### DO THIS
Extract every line that contains the string "styles".

### INFORMATION SUPPLIED
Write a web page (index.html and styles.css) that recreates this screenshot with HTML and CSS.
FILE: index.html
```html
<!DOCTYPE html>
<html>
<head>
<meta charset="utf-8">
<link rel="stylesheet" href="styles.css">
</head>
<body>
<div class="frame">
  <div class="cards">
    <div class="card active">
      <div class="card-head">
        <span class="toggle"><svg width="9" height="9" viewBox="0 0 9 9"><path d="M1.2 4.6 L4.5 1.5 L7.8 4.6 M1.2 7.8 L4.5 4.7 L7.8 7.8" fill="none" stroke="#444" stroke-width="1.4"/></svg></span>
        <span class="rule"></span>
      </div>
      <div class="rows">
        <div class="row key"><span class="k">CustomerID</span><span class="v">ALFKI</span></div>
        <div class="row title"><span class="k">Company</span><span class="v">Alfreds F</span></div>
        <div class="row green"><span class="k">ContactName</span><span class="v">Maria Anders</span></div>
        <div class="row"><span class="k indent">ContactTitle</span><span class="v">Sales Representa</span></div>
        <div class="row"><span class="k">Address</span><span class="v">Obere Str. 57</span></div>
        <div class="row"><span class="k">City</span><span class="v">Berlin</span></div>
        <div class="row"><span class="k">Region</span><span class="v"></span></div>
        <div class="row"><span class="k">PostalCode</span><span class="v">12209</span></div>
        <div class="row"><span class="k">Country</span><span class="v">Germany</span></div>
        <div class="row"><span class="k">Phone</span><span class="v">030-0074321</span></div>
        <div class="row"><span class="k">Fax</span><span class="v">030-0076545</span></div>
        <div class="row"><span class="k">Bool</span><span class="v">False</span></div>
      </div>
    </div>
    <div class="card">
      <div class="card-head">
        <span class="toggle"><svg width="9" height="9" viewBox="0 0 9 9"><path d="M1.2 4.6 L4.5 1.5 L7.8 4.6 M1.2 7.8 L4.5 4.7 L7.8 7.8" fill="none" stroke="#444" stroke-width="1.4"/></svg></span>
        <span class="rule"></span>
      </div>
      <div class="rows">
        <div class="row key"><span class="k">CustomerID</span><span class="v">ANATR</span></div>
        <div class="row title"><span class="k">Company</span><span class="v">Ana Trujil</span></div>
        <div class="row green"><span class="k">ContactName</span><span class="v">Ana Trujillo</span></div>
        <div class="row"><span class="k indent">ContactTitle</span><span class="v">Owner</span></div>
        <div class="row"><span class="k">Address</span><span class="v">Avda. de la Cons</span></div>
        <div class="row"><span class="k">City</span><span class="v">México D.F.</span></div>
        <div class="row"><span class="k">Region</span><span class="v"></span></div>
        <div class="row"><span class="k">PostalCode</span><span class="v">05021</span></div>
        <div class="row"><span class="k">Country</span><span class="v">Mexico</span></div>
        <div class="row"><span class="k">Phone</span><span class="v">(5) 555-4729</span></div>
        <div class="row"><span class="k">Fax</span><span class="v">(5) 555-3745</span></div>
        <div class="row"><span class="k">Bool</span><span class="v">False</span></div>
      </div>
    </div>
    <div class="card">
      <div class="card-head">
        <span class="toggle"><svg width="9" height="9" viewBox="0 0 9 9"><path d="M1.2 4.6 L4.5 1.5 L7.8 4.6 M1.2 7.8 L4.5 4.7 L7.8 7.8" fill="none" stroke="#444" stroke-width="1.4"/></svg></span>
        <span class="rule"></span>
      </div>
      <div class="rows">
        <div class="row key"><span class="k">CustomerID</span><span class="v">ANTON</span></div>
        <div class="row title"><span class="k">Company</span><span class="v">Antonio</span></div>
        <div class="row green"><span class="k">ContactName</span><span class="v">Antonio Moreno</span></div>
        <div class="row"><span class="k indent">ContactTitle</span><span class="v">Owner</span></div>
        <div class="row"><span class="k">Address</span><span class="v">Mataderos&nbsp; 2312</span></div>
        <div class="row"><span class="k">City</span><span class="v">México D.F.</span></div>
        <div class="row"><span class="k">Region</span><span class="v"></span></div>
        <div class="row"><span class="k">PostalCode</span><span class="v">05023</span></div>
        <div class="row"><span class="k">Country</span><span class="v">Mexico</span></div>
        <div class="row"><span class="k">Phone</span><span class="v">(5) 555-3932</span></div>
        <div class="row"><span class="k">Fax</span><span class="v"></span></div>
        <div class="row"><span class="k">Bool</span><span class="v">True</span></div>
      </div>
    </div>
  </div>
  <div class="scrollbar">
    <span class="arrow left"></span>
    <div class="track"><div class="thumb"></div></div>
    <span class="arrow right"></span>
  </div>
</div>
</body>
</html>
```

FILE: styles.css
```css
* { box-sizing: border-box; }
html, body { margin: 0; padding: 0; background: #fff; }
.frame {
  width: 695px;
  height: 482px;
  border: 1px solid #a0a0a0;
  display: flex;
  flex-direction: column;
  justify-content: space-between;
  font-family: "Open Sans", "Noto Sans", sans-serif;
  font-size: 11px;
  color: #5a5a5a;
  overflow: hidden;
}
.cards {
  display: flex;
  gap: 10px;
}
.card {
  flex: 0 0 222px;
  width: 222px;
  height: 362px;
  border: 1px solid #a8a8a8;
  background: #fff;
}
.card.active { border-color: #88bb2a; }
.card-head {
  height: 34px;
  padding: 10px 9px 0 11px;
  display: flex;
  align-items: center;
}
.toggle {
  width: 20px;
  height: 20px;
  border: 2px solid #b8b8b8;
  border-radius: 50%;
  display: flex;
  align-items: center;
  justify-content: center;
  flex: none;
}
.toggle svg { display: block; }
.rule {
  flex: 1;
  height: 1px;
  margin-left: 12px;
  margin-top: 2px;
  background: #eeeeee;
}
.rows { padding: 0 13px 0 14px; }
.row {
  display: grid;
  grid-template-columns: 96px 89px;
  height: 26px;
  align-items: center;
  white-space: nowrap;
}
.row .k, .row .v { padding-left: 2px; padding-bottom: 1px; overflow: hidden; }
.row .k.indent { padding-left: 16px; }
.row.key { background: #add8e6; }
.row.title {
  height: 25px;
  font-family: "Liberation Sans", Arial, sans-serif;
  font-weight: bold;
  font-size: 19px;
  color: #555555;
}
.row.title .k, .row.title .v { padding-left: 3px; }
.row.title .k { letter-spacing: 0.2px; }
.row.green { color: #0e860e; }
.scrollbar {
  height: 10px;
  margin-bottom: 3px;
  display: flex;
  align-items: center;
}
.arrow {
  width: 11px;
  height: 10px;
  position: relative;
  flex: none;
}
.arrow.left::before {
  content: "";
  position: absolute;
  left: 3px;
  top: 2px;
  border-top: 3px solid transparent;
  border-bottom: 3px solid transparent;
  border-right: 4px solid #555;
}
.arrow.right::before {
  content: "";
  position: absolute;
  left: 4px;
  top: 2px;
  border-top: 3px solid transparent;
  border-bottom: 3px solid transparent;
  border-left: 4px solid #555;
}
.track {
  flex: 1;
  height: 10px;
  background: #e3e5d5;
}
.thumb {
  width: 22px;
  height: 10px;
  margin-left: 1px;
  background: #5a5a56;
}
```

### IN RESPONSE
Write a web page (index.html and styles.css) that recreates this screenshot with HTML and CSS.
<link rel="stylesheet" href="styles.css">
FILE: styles.css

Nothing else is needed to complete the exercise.